Mondays, Wednesdays, and Fridays, 10–10:50, in 4011 Wescoe Hall (enrollment code 37523 for undergraduates, enrollment code 37529 for graduate students)
You should feel free to come by my office (3070 Wescoe Hall) at any time. I have office hours on Mondays from 1:30 to 2:20, and on Wednesdays from 1 to 1:50, but you are also welcome to stop by at other times, either with an appointment or without. I’m in and around my office most Mondays, Wednesdays, and Fridays, as well as some Tuesdays and Thursdays; and although in rare cases I may have to ask you to come back at another time, in general I will be happy to speak to you at your convenience. You are also quite welcome to make an appointment with me, by e-mailing me at the address given above. Please note that I tend to use e-mail only for scheduling appointments and answering logistical questions, not for substantive discussions of course material.
At the end of the course, I’ll give you a grade of A, B, C, D, or F. The grades A, B, C, and D are given specific interpretations in KU’s University Senate Rules and Regulations, which I adhere to. Article 2 of those rules and regulations—“Academic Work and Its Evaluation”—contains a section called “The Grading System” (at http://www.ku.edu/~unigov/usrr.html#art2sect2), which says that an A should be given for achievement of outstanding quality, a B for achievement of high quality, a C for achievement of acceptable quality, and a D for achievement that is minimally passing, but of less than acceptable quality.
What letter grade I give you will depend on the final average of the scores you get on the various tests and assignments in the course (which I’ll outline below). I’ll use the following scale to convert your final average to a letter grade:
Many (if not all) tests and assignments will be graded numerically, rather than with letter grades, and you can also use this scale to interpret the numerical scores you get in this class during the semester.
Your final average will be determined by your scores on the following six components of the course.
|test on utility theory
|test on game theory
|test on social choice theory
Further information about these assignments will be provided as the course progresses.
Most course documents, including this syllabus, will be available on the web site for the course, the URL of which is
(If you don’t want to type in this whole thing, you can stop after ‘utile’—at which point you’ll be at my personal web site—and then follow the links to the web site for this particular course.)
Assignments, information about tests, and other useful materials will be posted at this site. The syllabus is also one of the pages at the above site, and since it will be revised and elaborated as the course progresses, I encourage you to check it online frequently, instead of relying on a hard copy.
There are two things that will be posted on the Blackboard site for the course rather than on the (non-Blackboard) course web site. (You can access Blackboard at http://courseware.ku.edu.)
So, although Blackboard provides a shell for all sorts of course-related documents, I am using it only to provide you with access to your grades and my textbook-ish handouts. All other course-related documents, such as this syllabus and assignments, will be at the non-Blackboard site whose URL is given above.

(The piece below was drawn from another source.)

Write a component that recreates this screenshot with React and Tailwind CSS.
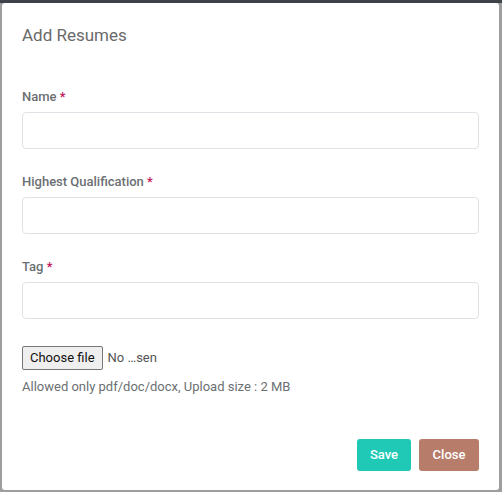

I’ve had the KU computer folks set up an e-mail distribution list for the course. In general, I’ll try to mention everything important (whether substantive or procedural) in class. But at times, I may use the e-mail distribution list to send you information that you will be responsible for having or acting on, so it is your responsibility to make sure that you read mail that I send to this list. You can do this by making sure that you (1) have an e-mail address, (2) are registered for the course (because this list is updated every night to reflect current enrollment, taking account of drops and adds), and (3) read your e-mail. There is one complication that you should be aware of: if you have both an Exchange e-mail address (e.g., firstname.lastname@example.org) and a non-Exchange e-mail address (e.g., email@example.com), and you prefer to receive e-mail at the latter address, then mail sent to the e-mail distribution list for the course will not necessarily go to it, even if you have registered it with KU as your primary e-mail address. (This is a known problem with the KU distribution-list system.) To deal with this problem, either check your Exchange account as often as your check your non-Exchange account, or arrange for mail sent to your Exchange account to be forwarded to your non-Exchange account. For more information on this problem and how to solve it, see the Exchange Distribution List Primer (http://www.email.ku.edu/dlists/primer.shtml) and look at the answer to the second question: “Some of the people on my list say they’re not getting my list mail. Why?”
To do well in this course, you should be prepared to commit a considerable amount of time outside of class to reading the textbook and practicing the skills this course is intended to teach. According to section 5.1.1 of the Faculty Senate Rules and Regulations (http://www2.ku.edu/~unigov/fsrr.html#BM5___Section_1___Definitions), “One semester hour means course work normally represented by an hour of class instruction and two hours of study a week for one semester.” Thus, for a three-credit course such as this one, you should be prepared to spend six hours per week outside of class on reading and other out-of-class work.
In addition, I should note here that I take academic misconduct, especially cheating on tests and plagiarizing papers, extremely seriously, and am generally disposed to impose the harshest available penalties when it occurs. To enable you to meet my expectations in this regard and to do so without fear of inadvertently falling short of them, I will provide clear and specific guidance as to what does and does not constitute academic misconduct when I tell you about the tests and the paper assignment. If would like to see KU’s policy on academic integrity, it is in article 2, section 6 of the University Senate Rules and Regulations (http://www.ku.edu/~unigov/usrr.html#art2sect6).
Finally, if you have a disability for which you may be requesting special services or accommodations for this course, be sure to contact Disability Resources (http://www.disability.ku.edu), at 22 Strong Hall or at 864-2620 (V/TTY), if you have not already done so, and give me a letter from that office documenting the accommodations to which you are entitled. Please also see me privately, at your earliest convenience, so that I can be aware of your situation and can begin to prepare the appropriate accommodations in advance of receiving the Disability Resources letter.
We’ll start by working through some material prepared by the instructor. Later, we’ll work through parts of the Resnik book. Additional readings may be added along the way.
For each day, you should read the assigned material and bring to class your answers to the problems—not to turn in, but to have ready for review. Related homework assignments for credit will follow.